休暇が始まった。実績があるし未来には余裕があった。そろそろひた隠しにしていた彼女と遠慮なく会える。と思ったが。彼女の意外な真実が甘い未来を打ち壊す。軽いミステリかも。

☆恋愛小説(仮)
「男子の恋愛」というタイトルで書いてほしいと女性週刊誌から依頼が来た。という書き出しで。これで作者は何を書くのかちょっと期待した。 
これは上手い。着想がファンタジックなSFだ。
書けるはずがないと思いつつ題名は「恋愛小説(仮)」とした。とりあえず200文字書いた後酒を飲んで眠ってしまった。200字に書いた理想の美女とのあれこれをそのまま夢に見た。200字書けばそれを夢に見る。次々に200字だけの内容は理想通りに更新して付き合いが発展して行った。200字の夢に取り込まれた。だが。予想外なことに。

この依頼は実際にあったそうだ。

☆イガヌの雨
 イガヌは食べ物だ、18歳未満は食べてはいけない決まりがある。
イガヌは突然飛行機から降ってきた、それから毎年12月に降ってくる、おいしいし薬効がある、栄養が豊富で食べれば餓死寸前の子供がみるみる回復する。試験明けの開放感で友達と初めて食べた。おいしすぎて従来の家庭料理や食材が消えていく。

☆インターセプト
なんとなく自己流だがいいと思った彼女の落とし方。
こんな所はこう演じるのか、スーパーボールで黄色いタオルを降ることなどまねる。
大人な世界が若者風に。

☆おれさまのいうとおり
ゲームをしていたら8階なのにベランダから「おっさん」が入って来た。
「LOOPER」とか「時かけ」だの「タイムリープ」だのという言葉が挟まる。おっさんは俺の恥ずかしいことまで知っている。これは未来の俺か。まじで?

☆にべもなく、よるべもなく
 田舎町なので首都高速に乗ったことがあるという工藤先輩を尊敬している。中三で「妄想ライン」という小説で小さな賞を取った、村で知らない者はない。先輩は首都高を走ったのか、免許もないのに。
しかし親友のケイスケは、フィクションだろうそれでも本質には変わりがない、などと分からないことをいう。
だがケイスケの秘密を知って、彼を理解するのに時間がかかった。
浜で独り暮らしの根津ジイとは親しくしていた。

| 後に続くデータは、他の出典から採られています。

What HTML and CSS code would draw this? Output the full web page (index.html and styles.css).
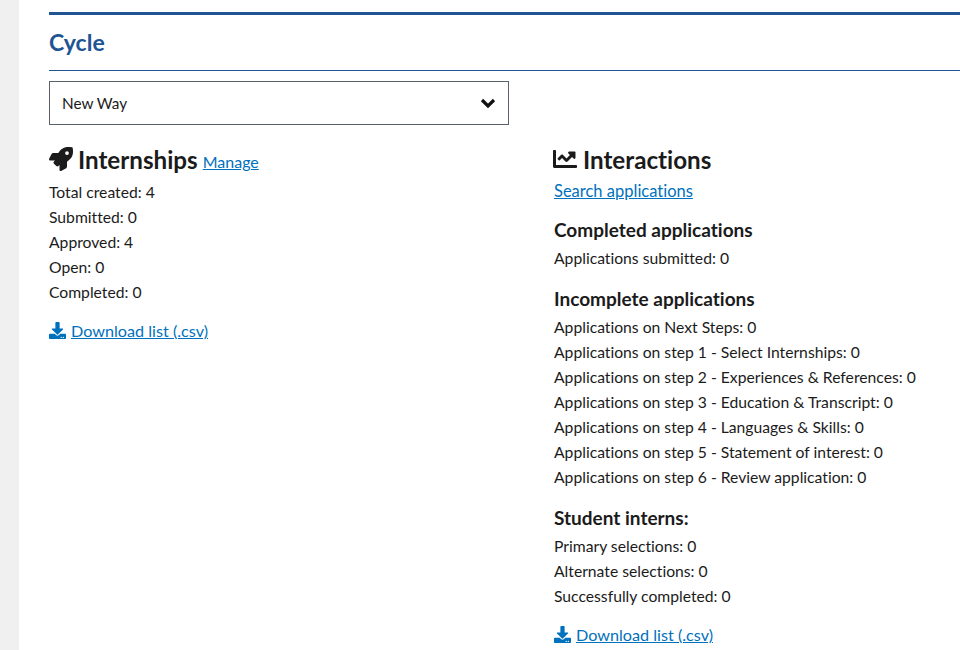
FILE: index.html
```html
<!DOCTYPE html>
<html lang="en">
<head>
    <meta charset="UTF-8">
    <meta name="viewport" content="width=device-width, initial-scale=1.0">
    <title>Cycle</title>
    <link rel="stylesheet" href="styles.css">
</head>
<body>

<div class="page">
    <div class="side"></div>
    <main class="content">
        <h1 class="title">Cycle</h1>

        <div class="select">
            <span class="select-text">New Way</span>
            <svg class="chevron" viewBox="0 0 16 12"><path d="M2 3l6 6 6-6" fill="none" stroke="#111" stroke-width="3.2"/></svg>
        </div>

        <div class="columns">
            <section class="col">
                <h2 class="head">
                    <svg class="head-icon" viewBox="0 0 512 512"><path d="M505.12 19.09c-1.19-5.53-6.66-11-12.21-12.19C460.72 0 435.51 0 410.41 0 307.18 0 245.27 55.2 199.05 128H94.84c-16.35.02-35.56 11.88-42.89 26.48L2.52 253.3A28.4 28.4 0 0 0 0 264a24 24 0 0 0 24.01 24h103.81l-22.47 22.47c-11.37 11.36-13 32.26 0 45.25l50.9 50.91c11.16 11.19 32.16 13.16 45.28 0L224 384.16V488a24 24 0 0 0 24 24 28.56 28.56 0 0 0 10.71-2.52l98.73-49.39c14.63-7.3 26.51-26.5 26.51-42.86V312.8c72.6-46.31 128.03-108.41 128.03-211.1.1-25.2.1-50.4-6.86-82.61zM384.04 168a40 40 0 1 1 40.01-40 40.02 40.02 0 0 1-40.01 40z"/></svg>
                    Internships <a class="manage" href="#">Manage</a>
                </h2>
                <p class="row">Total created: 4</p>
                <p class="row">Submitted: 0</p>
                <p class="row">Approved: 4</p>
                <p class="row">Open: 0</p>
                <p class="row">Completed: 0</p>
                <p class="download">
                    <svg class="dl-icon" viewBox="0 0 512 512"><path d="M216 0h80c13.3 0 24 10.7 24 24v168h87.7c17.8 0 26.7 21.5 14.1 34.1L269.7 378.3c-7.5 7.5-19.8 7.5-27.3 0L90.1 226.1c-12.6-12.6-3.7-34.1 14.1-34.1H192V24c0-13.3 10.7-24 24-24zm296 376v112c0 13.3-10.7 24-24 24H24c-13.3 0-24-10.7-24-24V376c0-13.3 10.7-24 24-24h146.7l49 49c20.1 20.1 52.5 20.1 72.6 0l49-49H488c13.3 0 24 10.7 24 24zm-124 88c0-11-9-20-20-20s-20 9-20 20 9 20 20 20 20-9 20-20zm64 0c0-11-9-20-20-20s-20 9-20 20 9 20 20 20 20-9 20-20z"/></svg>
                    <a href="#">Download list (.csv)</a>
                </p>
            </section>

            <section class="col col-right">
                <h2 class="head">
                    <svg class="head-icon" viewBox="0 0 512 512"><path d="M496 384H64V80c0-8.84-7.16-16-16-16H16C7.16 64 0 71.16 0 80v336c0 17.67 14.33 32 32 32h464c8.84 0 16-7.16 16-16v-32c0-8.84-7.16-16-16-16zM464 96H345.94c-21.38 0-32.09 25.85-16.97 40.97l32.4 32.4L288 242.75l-73.37-73.37c-12.5-12.5-32.76-12.5-45.25 0l-68.69 68.69c-6.25 6.25-6.25 16.38 0 22.63l22.62 22.62c6.25 6.25 16.38 6.25 22.63 0L192 237.25l73.37 73.37c12.5 12.5 32.76 12.5 45.25 0l96-96 32.4 32.4c15.12 15.12 40.97 4.41 40.97-16.97V112c.01-8.84-7.15-16-15.99-16z"/></svg>
                    Interactions
                </h2>
                <p class="row search"><a href="#">Search applications</a></p>

                <h3 class="sub">Completed applications</h3>
                <p class="row">Applications submitted: 0</p>

                <h3 class="sub">Incomplete applications</h3>
                <p class="row">Applications on Next Steps: 0</p>
                <p class="row">Applications on step 1 - Select Internships: 0</p>
                <p class="row">Applications on step 2 - Experiences &amp; References: 0</p>
                <p class="row">Applications on step 3 - Education &amp; Transcript: 0</p>
                <p class="row">Applications on step 4 - Languages &amp; Skills: 0</p>
                <p class="row">Applications on step 5 - Statement of interest: 0</p>
                <p class="row">Applications on step 6 - Review application: 0</p>

                <h3 class="sub">Student interns:</h3>
                <p class="row">Primary selections: 0</p>
                <p class="row">Alternate selections: 0</p>
                <p class="row">Successfully completed: 0</p>
                <p class="download">
                    <svg class="dl-icon" viewBox="0 0 512 512"><path d="M216 0h80c13.3 0 24 10.7 24 24v168h87.7c17.8 0 26.7 21.5 14.1 34.1L269.7 378.3c-7.5 7.5-19.8 7.5-27.3 0L90.1 226.1c-12.6-12.6-3.7-34.1 14.1-34.1H192V24c0-13.3 10.7-24 24-24zm296 376v112c0 13.3-10.7 24-24 24H24c-13.3 0-24-10.7-24-24V376c0-13.3 10.7-24 24-24h146.7l49 49c20.1 20.1 52.5 20.1 72.6 0l49-49H488c13.3 0 24 10.7 24 24zm-124 88c0-11-9-20-20-20s-20 9-20 20 9 20 20 20 20-9 20-20zm64 0c0-11-9-20-20-20s-20 9-20 20 9 20 20 20 20-9 20-20z"/></svg>
                    <a href="#">Download list (.csv)</a>
                </p>
            </section>
        </div>
    </main>
</div>

</body>
</html>
```

FILE: styles.css
```css
html, body {
    height: 650px;
    overflow: hidden;
}
body {
    margin: 0;
    font-family: Lato, "Noto Sans", sans-serif;
    font-size: 15.7px;
    font-variant-ligatures: none;
    line-height: 25px;
    color: #1b1b1b;
    background: white;
}
.page {
    display: flex;
    height: 650px;
}
.side {
    width: 19px;
    flex: none;
    background: #f0f0f0;
}
.content {
    flex: 1;
    min-width: 0;
    padding: 12px 0 0 30px;
}
.title {
    margin: 0 0 10px;
    height: 55px;
    border-top: 3px solid #205493;
    border-bottom: 1px solid #205493;
    font-size: 23px;
    line-height: 55px;
    font-weight: 700;
    color: #205493;
}
.select {
    display: flex;
    align-items: center;
    justify-content: space-between;
    box-sizing: border-box;
    width: 460px;
    height: 44px;
    padding: 0 12px;
    border: 1px solid #5b616b;
}
.select-text {
    font-size: 15.3px;
}
.chevron {
    width: 16px;
    height: 12px;
}
.columns {
    display: flex;
    margin-top: 20px;
}
.col {
    flex: none;
    width: 504px;
}
.col-right {
    flex: 1;
    min-width: 0;
    width: auto;
    padding-left: 1px;
}
.head {
    display: flex;
    align-items: center;
    margin: 0 0 4px;
    height: 30px;
    font-size: 24.2px;
    line-height: 30px;
    font-weight: 700;
}
.head-icon {
    width: 24px;
    height: 24px;
    margin: -2px 5px 0 0;
    fill: #1b1b1b;
}
.col-right .head-icon {
    margin: -2px 6px 0 -1px;
}
.manage {
    margin-left: 5px;
    margin-top: 3px;
    font-size: 16px;
    font-weight: 400;
    line-height: 25px;
}
.row {
    margin: 0;
    height: 25px;
    line-height: 27px;
}
.search {
    margin: 0 0 -3px;
    line-height: 25px;
}
.search a {
    font-size: 16.5px;
}
.sub {
    margin: 16px 0 3px;
    font-size: 19px;
    line-height: 25px;
    font-weight: 700;
}
.download {
    display: flex;
    align-items: center;
    margin: 14px 0 0;
}
.dl-icon {
    width: 17px;
    height: 17px;
    margin-right: 5px;
    fill: #0071bc;
}
a {
    color: #0071bc;
    font-size: 16.2px;
    text-decoration: underline;
}
```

ケイスケが遠くなっていく姿を見て、根津ジイがいう。

「お前、なにか間違ってるな。人ってのはな、喜ぼうと思っても限界があるが、悲しもうと思うと際限なく悲しむ悲しむことができる。わしは悲しんだりしない。ただの出来事として受け入れる」

喜びは有限。悲しみは無限。僕は心の中でそう何度もつぶやいた。

先輩は実際に運転したのだろうか、免許を取った僕は首都高を走っている。

スタイルも、テーマもよく考えられ面白かった。アイドルで今30歳の加藤シゲアキさんに若書きとは言えない。
私はその頃子育てで忙しかった、環境は全く違っていても、この短編集が楽しめた。
言葉の感覚も好みで、こういった人間性の感じ方や観察感の方向も爽やかで、ずいぶん世代のギャップはあるが好感を持った。現代の若者言葉もうまく嵌っていいリズム感を出している。